Paris Paris, Texas Texas a débuté comme un projet 100 % six cordes et expérimentations, par les impros du duo circonstanciel formé par Michele Pauli (aka Pardo, tenancier du label florentin OOH-sounds) et Hugo Lamy (moitié de Glass). Aux guitares, donc. Une paire complétée par Étienne Reimund (l’autre moitié de Glass, plutôt axé manipulation du son et électronique), puis rejoins un peu plus tard par More Eaze (nom réel : Mari Maurice) l’Américaine au chant et à la slide guitar. C’est rigolo (toute proportion gardée), car sans les connaître, j’ai toujours gardé ces projets à la périphérie de mon attention et de mon esthétique, dans une zone un peu à l’écart sans trop savoir pourquoi, mais cette sortie a coïncidé avec le surgissement de ceux-ci dans mes recherches, mon environnement, mes écoutes. Comme quoi, la vie est quand même bien faite ! Évident à l’écoute sans être simpliste, ce disque participe sans conteste du zeitgeist de notre étrange époque – mais ne le sont-elles pas toutes, en fait ? –, en condense des réflexions et préoccupations. La douceur et le soin comme art martial d’où découle une esthétique de la « délicatesse rugueuse », le réagencement de formes qui commençaient à se délaver ; une attention portée aux sons, appréhendés comme organismes affectifs (des affects qui affectent) même dans leur apparente artificialité ; une extension du domaine de l’organique… Rien de bien nouveau, carrément pas même, mais les divagations deviennent axiomes, dans les replis de ces arpèges.

En écrivant tout ceci, je pense à Claire Rousay (plusieurs collab’ avec More Eaze, d’ailleurs), musicienne avec laquelle mon oreille coince un peu parfois, mais à qui je reconnais un vrai talent pour la « scénographie de l’intime ». Oui, nous sommes avec les nôtres, dans la densité sans masse de ces bourdons et pauses ; un nuage pèse de toute sa matérialité sur celui qui écoute, sans jamais l’écraser.
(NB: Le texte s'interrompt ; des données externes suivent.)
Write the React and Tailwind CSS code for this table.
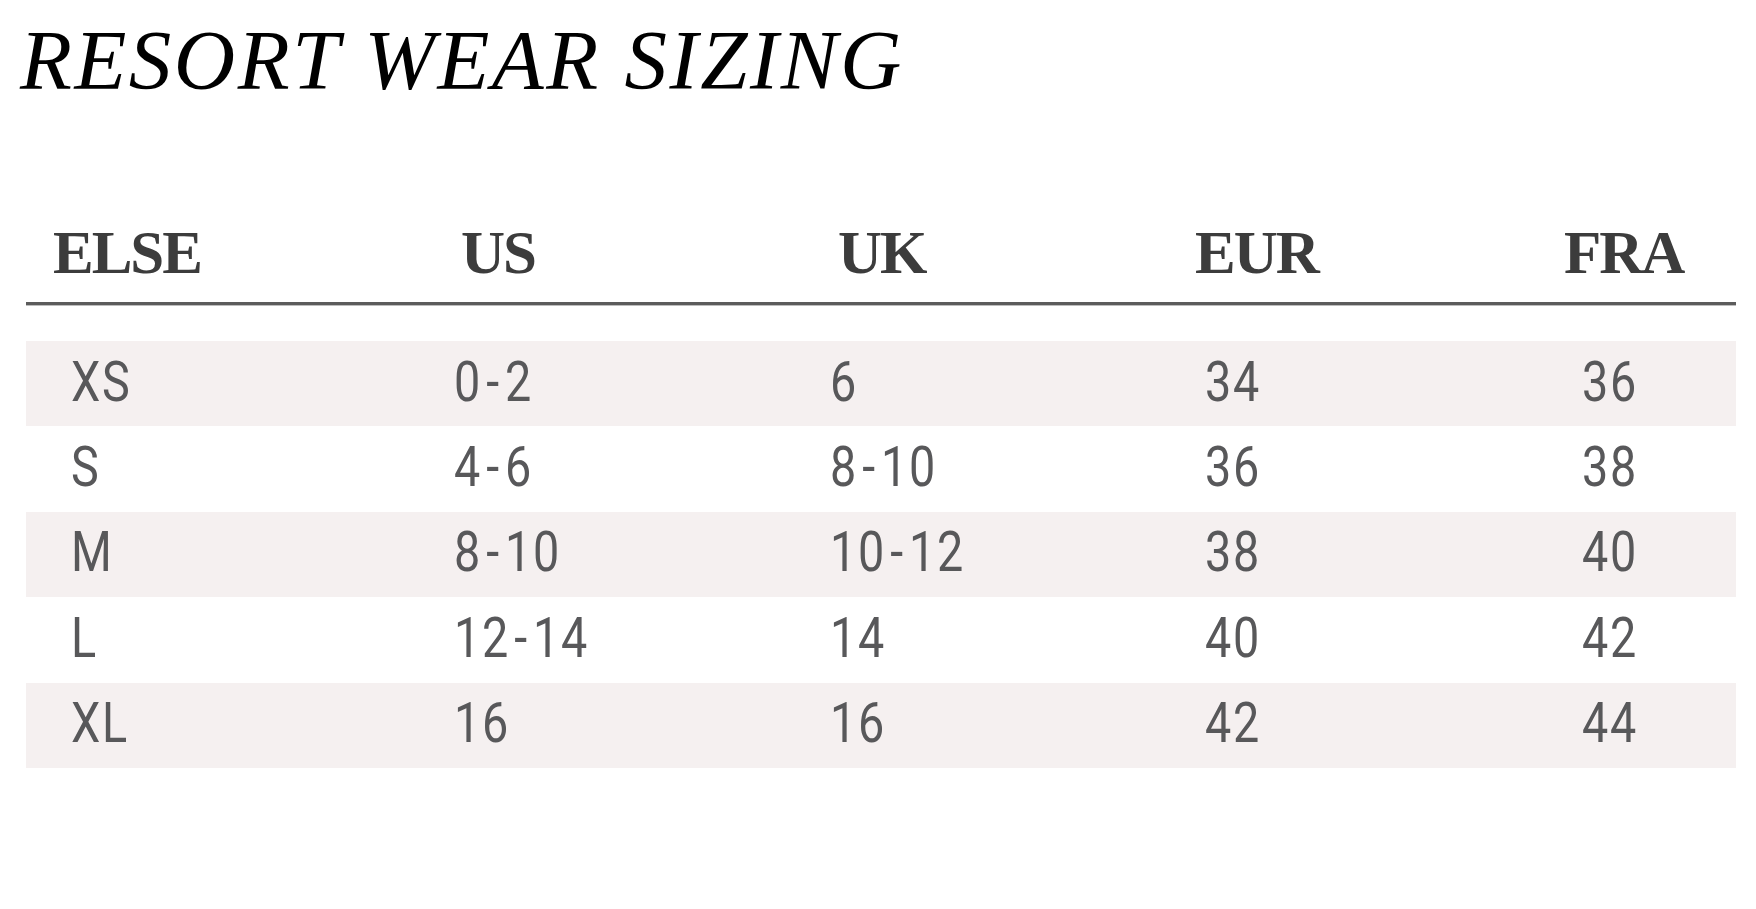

L’espace (esthétique, sonore, onirique) semble impossible à saturer – à concevoir pleinement, déjà. En son sein, où nous situons-nous ? De ces sons, sommes nous proches, ou à une certaine distance ? Une incertitude (un écart, un interstice), encore. Il y-a-t-il un sens d’écoute ? Sûrement, mais j’avoue prendre un certain plaisir à ne pas en chercher un, à écouter le vinyle une face après l’autre, encore et encore, sans me poser la question d’une délimitation entre les morceaux, ni à consulter les titres. La brume emplie tout ici, même le sec. Les corps et objets sonores sont impurs, la nostalgie, faussée. La granularité d’un item ne signifie pas avant ou après, mais pose son existence (la présence, toujours). Le souffle d’une bande (ou d’un téléphone intelligent, peut-être) et la ciselure précise d’une découpe réalisée à l’aide d’un ordinateur se frottent amoureusement, un torrent porte l’écoutant : dans son lit, les sédiments se meuvent.
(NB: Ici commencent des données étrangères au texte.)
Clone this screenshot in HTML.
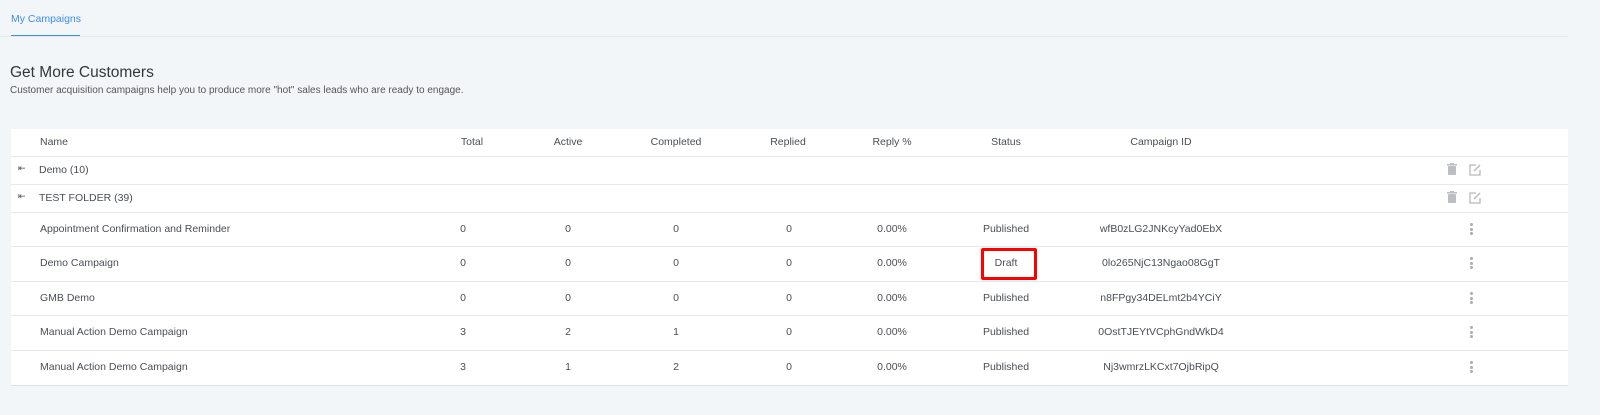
<!DOCTYPE html>
<html><head><style>
body{margin:0;width:1600px;height:415px;background:#f3f6f9;font-family:"Liberation Sans",sans-serif;color:#4a4f55;position:relative;overflow:hidden;font-size:10.5px}
.a{position:absolute;white-space:nowrap}
.c{transform:translateX(-50%)}
.tab{left:11px;top:13px;color:#3b8df2;font-size:10.5px}
.tabline{left:11px;top:35px;width:69px;height:2px;background:#3b8df2}
.hr{left:0;top:36px;width:1568px;height:1px;background:#e3e8ec}
.tbl{left:11px;top:129px;width:1557px;height:257px;background:#fff}
.ln{left:11px;width:1557px;height:1px;background:#e6e8ea}
.dots{width:3px}
.dots i{display:block;width:3px;height:3px;border-radius:50%;background:#a9adb2;margin-bottom:1.5px}
</style></head><body>
<div class="a tab">My Campaigns</div>
<div class="a tabline"></div>
<div class="a hr"></div>
<div class="a" style="left:10px;top:64px;font-size:15.5px;color:#33373b">Get More Customers</div>
<div class="a" style="left:10px;top:85px;font-size:10px;color:#555">Customer acquisition campaigns help you to produce more "hot" sales leads who are ready to engage.</div>
<div class="a tbl"></div>
<div class="a ln" style="top:156px"></div>
<div class="a ln" style="top:184px"></div>
<div class="a ln" style="top:212px"></div>
<div class="a ln" style="top:246px"></div>
<div class="a ln" style="top:281px"></div>
<div class="a ln" style="top:315px"></div>
<div class="a ln" style="top:350px"></div>
<div class="a ln" style="top:385px;background:#dde1e5"></div>

<div class="a" style="left:40px;top:136px">Name</div>
<div class="a c" style="left:472px;top:136px">Total</div>
<div class="a c" style="left:568px;top:136px">Active</div>
<div class="a c" style="left:676px;top:136px">Completed</div>
<div class="a c" style="left:788px;top:136px">Replied</div>
<div class="a c" style="left:892px;top:136px">Reply %</div>
<div class="a c" style="left:1006px;top:136px">Status</div>
<div class="a c" style="left:1161px;top:136px">Campaign ID</div>

<div class="a" style="left:18px;top:163px;font-size:9px">&#x21E4;</div>
<div class="a" style="left:39px;top:164px">Demo (10)</div>
<div class="a" style="left:18px;top:191px;font-size:9px">&#x21E4;</div>
<div class="a" style="left:39px;top:192px">TEST FOLDER (39)</div>

<svg class="a" style="left:1446px;top:163px" width="36" height="13" viewBox="0 0 36 13"><g fill="#bbbec2"><rect x="1" y="1" width="10" height="1.5"/><rect x="4" y="0" width="4" height="1.5"/><rect x="2" y="3" width="8" height="9" rx="1"/></g><g fill="none" stroke="#b5b8bc" stroke-width="1.3"><path d="M30 2H24v10h10V7"/><path d="M28 8l6-6"/></g></svg>
<svg class="a" style="left:1446px;top:191px" width="36" height="13" viewBox="0 0 36 13"><g fill="#bbbec2"><rect x="1" y="1" width="10" height="1.5"/><rect x="4" y="0" width="4" height="1.5"/><rect x="2" y="3" width="8" height="9" rx="1"/></g><g fill="none" stroke="#b5b8bc" stroke-width="1.3"><path d="M30 2H24v10h10V7"/><path d="M28 8l6-6"/></g></svg>

<div id="rows"></div>
<div class="a" style="left:981px;top:248px;width:50px;height:26px;border:3px solid #f00;border-radius:2px"></div>
<script>
var d=[["Appointment Confirmation and Reminder","0","0","0","0","Published","wfB0zLG2JNKcyYad0EbX",229],
["Demo Campaign","0","0","0","0","Draft","0lo265NjC13Ngao08GgT",263],
["GMB Demo","0","0","0","0","Published","n8FPgy34DELmt2b4YCiY",298],
["Manual Action Demo Campaign","3","2","1","0","Published","0OstTJEYtVCphGndWkD4",332],
["Manual Action Demo Campaign","3","1","2","0","Published","Nj3wmrzLKCxt7OjbRipQ",367]];
var h="";d.forEach(function(r){var y=r[7]-6;
h+='<div class="a" style="left:40px;top:'+y+'px">'+r[0]+'</div>';
h+='<div class="a c" style="left:463px;top:'+y+'px">'+r[1]+'</div>';
h+='<div class="a c" style="left:568px;top:'+y+'px">'+r[2]+'</div>';
h+='<div class="a c" style="left:676px;top:'+y+'px">'+r[3]+'</div>';
h+='<div class="a c" style="left:789px;top:'+y+'px">'+r[4]+'</div>';
h+='<div class="a c" style="left:892px;top:'+y+'px">0.00%</div>';
h+='<div class="a c" style="left:1006px;top:'+y+'px">'+r[5]+'</div>';
h+='<div class="a c" style="left:1161px;top:'+y+'px">'+r[6]+'</div>';
h+='<div class="a dots" style="left:1470px;top:'+(r[7]-6)+'px"><i></i><i></i><i></i></div>';});
document.getElementById("rows").outerHTML=h;
</script>
</body></html>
Paris Paris, Texas Texas montre moins qu’il incarne, intensément et avec naturel. L’Amérique sous un voile, à son crépuscule ; un amalgame ontologique qui s’étend bien au-delà de ses frontières. Ce qui résonne, c’est la possibilité d’un nouveau paradigme spatial fondamentalement affinitaire ; d’un dédoublement géographique comme une vision mystique. Je sais qu’il y a une notion qui s’appelle double vision dans les milieux théologiques et spirituels, et je crois qu’en la détournant/tordant un peu, elle pourrait embrasser entièrement cette juxtaposition enivrante. Segmenter les corps, les atomes, les sexes et les genres, les nations, les pauvres… Hier comme aujourd’hui, la division taxinomique est avant tout un outil de contrôle. C’est peut-être aussi de ça que parle cet album, de la chimère vouée au démantèlement qu’est la frontière. C’est possiblement son projet aussi : faire disparaître le bézoard libidineux, sans fracas, le dissoudre pour qu’il se transforme, se multiplie. À cela, je crois aussi, comme à un mantra.

Niveau régulation des fioritures et de l’enrobage on repassera, j’étais lyrique ce matin, ça arrive ! Je vous souhaite en tout cas un très bon week-end, avec du soleil j’espère, ou avec de la pluie pour gorger les nappes phréatiques, c’est bien aussi.